The structure of alicyclic dicarboxylic anhydrides was found to have a significant effect on the final physical and chemical properties of a cured epoxidized novolac resin, and the final properties of a cured system can be predicted with reasonable accuracy from the theoretical structure. Properties were related to structure in terms of cyclic rings, unsaturation, substituted groups, etc. Measured properties were flexural strength, tangent modulus, toughness (area under the stress-strain curve), density, heat distortion temperature, and solvent sensitivity, as well as the retention of these properties after 250°C aging. The tensile test was substituted for the flexural test for the softer materials due to excessive slippage between supports.

The anhydride structure was found to influence properties primarily through its effect on physical density, cross-linking density, inter-conformational rotations, and extent of reaction. Overall results revealed hexahydrophthalic anhydride as an excellent hardener in the as-cured state for combining high toughness with good heat distortion temperatures and solvent resistance. Succinic anhydride is a close second in toughness although adversely affected in other properties by its low extent of reaction. Aging of the materials reveals the saturated single ring anhydrides to be superior in retention of properties, although all the materials embrittle severely, with methyl endomethylene tetrahydrophthalic anhydride having the lowest property retentions due to crazing.

Vinyl monomers were added to the unsaturated systems in an attempt to enhance properties by promotion of the reaction through unsaturation. These additions were found to produce no advantageous properties except viscosity reduction; an exception being the maleic anhydride cured system where the cross-linking rate was significantly increased.

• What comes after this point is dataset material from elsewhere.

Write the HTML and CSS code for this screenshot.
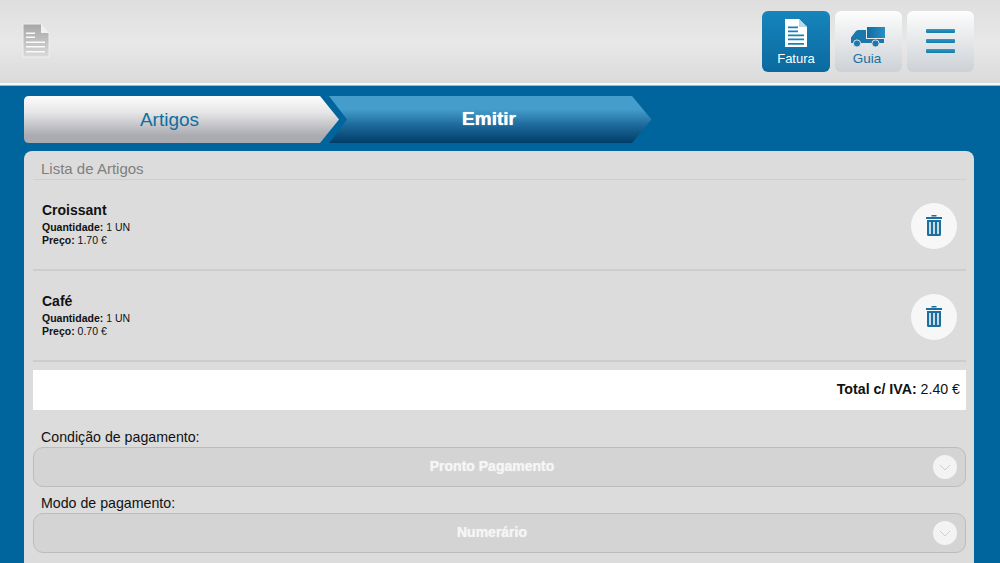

The branched alkenyl succinic anhydrides were investigated as "flexibilizers" for a maleic anhydride cured system and the flexural strength, tangent modulus, toughness, and heat distortion temperatures were all found to decrease with increasing mole percent branched alkenyl succinic anhydride substituted for maleic anhydride. Properties of the substituted succinic anhydride cured materials, themselves, reveal that density, tensile strength, and moduli all decrease with increasing chain length while tensile elongation and solvent sensitivity increase. Essentially the effect of increasing chain length is to decrease both physical and cross-linking density and to subsequently affect all the other properties according to their dependence on these two density factors. Substituted succinic anhydrides with methyl branched alkenyl chains produced higher strength materials with higher heat distortion temperatures than the corresponding anhydrides with linear chains. The unsaturated substituted succinic anhydrides were found to be sensitive to surface embrittlement at high temperatures resulting in lower tensile elongations and toughness when compared to their saturated counterparts.